• _Stated goal_:
Reproduce each line that includes the word "index".

• _Dataset extract_:
--
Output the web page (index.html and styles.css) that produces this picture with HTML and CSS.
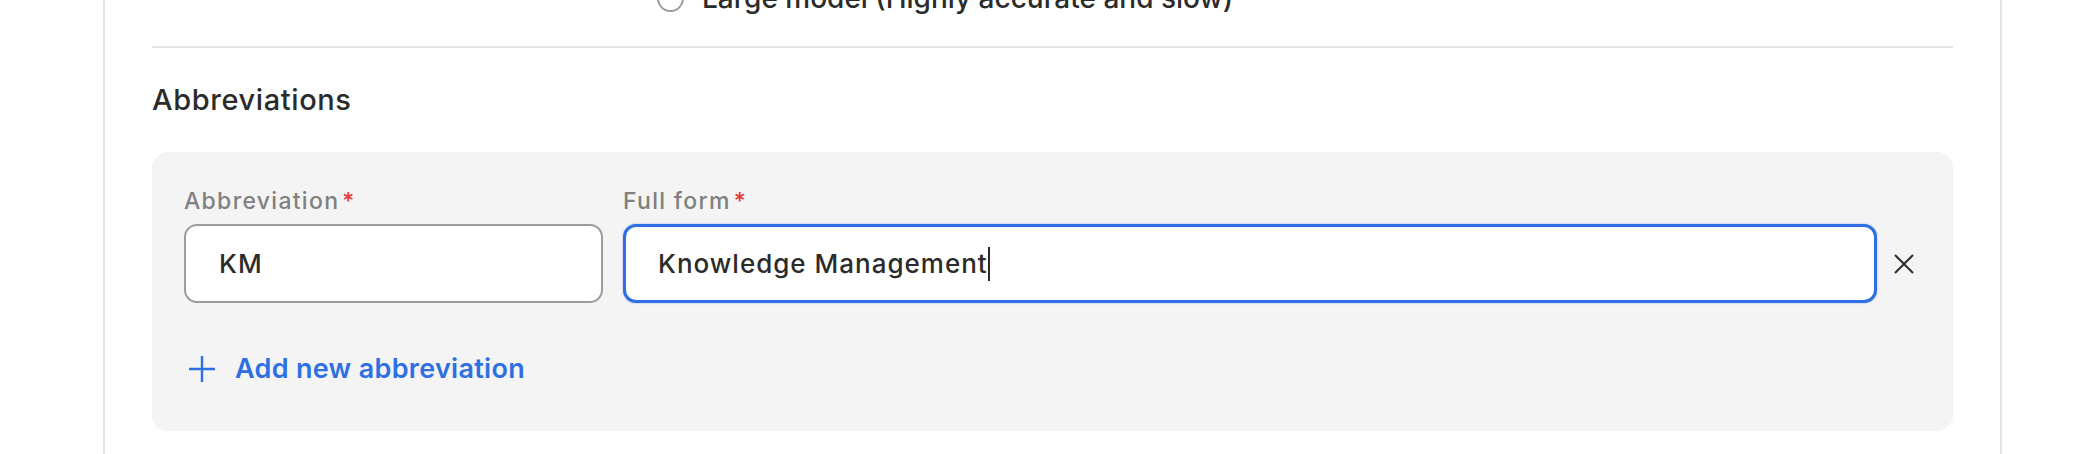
FILE: index.html
```html
<!DOCTYPE html>
<html lang="en">
<head>
<meta charset="utf-8">
<title>Abbreviations</title>
<link rel="stylesheet" href="styles.css">
</head>
<body>
<div class="card">
  <div class="radio-row">
    <span class="radio"></span>
    <span class="radio-label">Large model (Highly accurate and slow)</span>
  </div>
  <hr class="divider">
  <h2 class="section-title">Abbreviations</h2>
  <div class="abbr-box">
    <div class="abbr-row">
      <div class="field field-short">
        <label class="field-label">Abbreviation<span class="req">*</span></label>
        <div class="text-input">KM</div>
      </div>
      <div class="field field-long">
        <label class="field-label">Full form<span class="req">*</span></label>
        <div class="text-input focused">Knowledge Management<span class="caret"></span></div>
      </div>
      <button class="remove-btn" aria-label="Remove">
        <svg width="20" height="20" viewBox="0 0 20 20"><path d="M1 1 L19 19 M19 1 L1 19" stroke="#2b2b2b" stroke-width="2" fill="none"/></svg>
      </button>
    </div>
    <button class="add-btn">
      <svg width="26" height="26" viewBox="0 0 26 26"><path d="M13 0 V26 M0 13 H26" stroke="#2f6fe4" stroke-width="2.4" fill="none"/></svg>
      <span>Add new abbreviation</span>
    </button>
  </div>
</div>
</body>
</html>
```
FILE: styles.css
```css
html, body {
  margin: 0;
  padding: 0;
  background: #ffffff;
  height: 100%;
  overflow: hidden;
}
body {
  font-family: "Inter", "Open Sans", sans-serif;
  color: #2b2b2b;
}
.card {
  display: flow-root;
  margin-left: 103px;
  min-height: 100%;
  border-left: 2px solid #e4e4e4;
  border-right: 2px solid #e4e4e4;
  padding: 0 47px;
  box-sizing: content-box;
  width: 1801px;
}
.radio-row {
  display: flex;
  align-items: center;
  gap: 18px;
  margin-left: 505px;
  margin-top: -22px;
  height: 40px;
}
.radio {
  width: 27px;
  height: 27px;
  border: 2px solid #9a9a9a;
  border-radius: 50%;
  box-sizing: border-box;
  background: #fff;
}
.radio-label {
  font-size: 28px;
  font-weight: 500;
  color: #2b2b2b;
}
.divider {
  border: 0;
  border-top: 2px solid #e6e6e6;
  margin: 28px 0 0 0;
}
.section-title {
  margin: 35px 0 0 0;
  font-size: 29px;
  font-weight: 500;
  letter-spacing: 0.6px;
  line-height: 34px;
  color: #2b2b2b;
}
.abbr-box {
  margin-top: 35px;
  background: #f4f4f4;
  border-radius: 16px;
  padding: 35px 32px 46px 32px;
}
.abbr-row {
  display: flex;
  align-items: flex-end;
  gap: 20px;
}
.field {
  display: flex;
  flex-direction: column;
  gap: 9px;
}
.field-short { width: 419px; }
.field-long { width: 1254px; }
.field-label {
  font-size: 23px;
  font-weight: 500;
  letter-spacing: 1.3px;
  line-height: 28px;
  color: #808080;
}
.req {
  color: #e53935;
  margin-left: 3px;
}
.text-input {
  height: 79px;
  box-sizing: border-box;
  border: 2px solid #9c9c9c;
  border-radius: 13px;
  background: #fff;
  padding: 0 33px;
  display: flex;
  align-items: center;
  font-size: 26px;
  font-weight: 500;
  letter-spacing: 1px;
  color: #2b2b2b;
}
.text-input.focused {
  border: 3px solid #2f6fe4;
  padding: 0 32px;
  box-shadow: 0 0 2px rgba(47, 111, 228, 0.5);
}
.caret {
  display: inline-block;
  width: 2px;
  height: 34px;
  background: #2b2b2b;
  margin-left: 0;
}
.remove-btn {
  border: 0;
  background: transparent;
  padding: 0;
  margin-left: -3px;
  height: 79px;
  display: flex;
  align-items: center;
  cursor: pointer;
}
.add-btn {
  margin-top: 49px;
  display: flex;
  align-items: center;
  gap: 20px;
  border: 0;
  background: transparent;
  padding: 0 0 0 5px;
  font-family: inherit;
  font-size: 27px;
  font-weight: 600;
  letter-spacing: 0.3px;
  color: #2f6fe4;
  cursor: pointer;
}
```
--
• _Final answer_:
Output the web page (index.html and styles.css) that produces this picture with HTML and CSS.
FILE: index.html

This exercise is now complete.